4. Bilirkişi incelemesi yaptırılmıştır. Alınan rapor, hüküm kurmaya elverişli değildir. Şöyle ki, 2942 sayılı Kanun’un 11 inci maddesinin birinci fıkrasının (f) bendi uyarınca bilirkişi kurulu, arazi niteliğindeki taşınmazın dava tarihindeki mevki ve şartlarına göre ve olduğu gibi kullanılması halinde getireceği net gelirini esas tutarak bedelin tespitinde etkili olacak bütün nitelik ve unsurları ve her unsurun ayrı ayrı değerini belirtmek suretiyle gerekçeli bir değerlendirme raporuna dayalı olarak değerini tespit etmelidir.
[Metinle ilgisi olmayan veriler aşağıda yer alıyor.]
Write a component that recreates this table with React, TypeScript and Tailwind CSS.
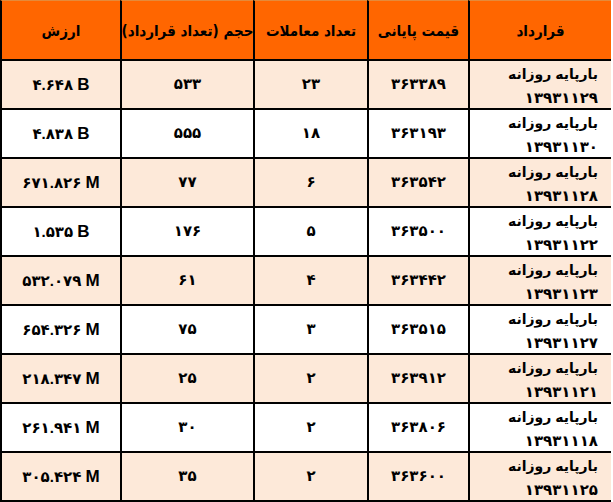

5. Buna göre; o yörede mutad olarak ekilen münavebeli ürünleri ve münavebeye alınan ürünlerin dekar başına verim miktarları İlçe Tarım Müdürlüğünden, değerlendirme tarihi olan 2011 yılı dekar başına üretim masrafları ile hasat dönemindeki ortalama toptan kg. satış fiyatlarının da ilgili resmi kuruluşlardan sorularak taşınmazların olduğu gibi kullanılması halinde getireceği net gelirine, kapitalizasyon faiz oranı uygulanarak yer bedelinin belirlenmesi gerekirken bu yönteme uyulmadan taşınmazın değerini belirleyen rapora göre hüküm kurulması bozmayı gerektirir.
VI. KARAR
Açıklanan sebeplerle;
Taraf vekillerinin temyiz itirazlarının kabulü ile temyiz olunan Mahkeme kararının sair hususlar incelenmeksizin BOZULMASINA,
Davacılardan alınan peşin alınan temyiz harcının istek halinde iadesine,
15.06.2023 tarihinde oy birliğiyle karar verildi.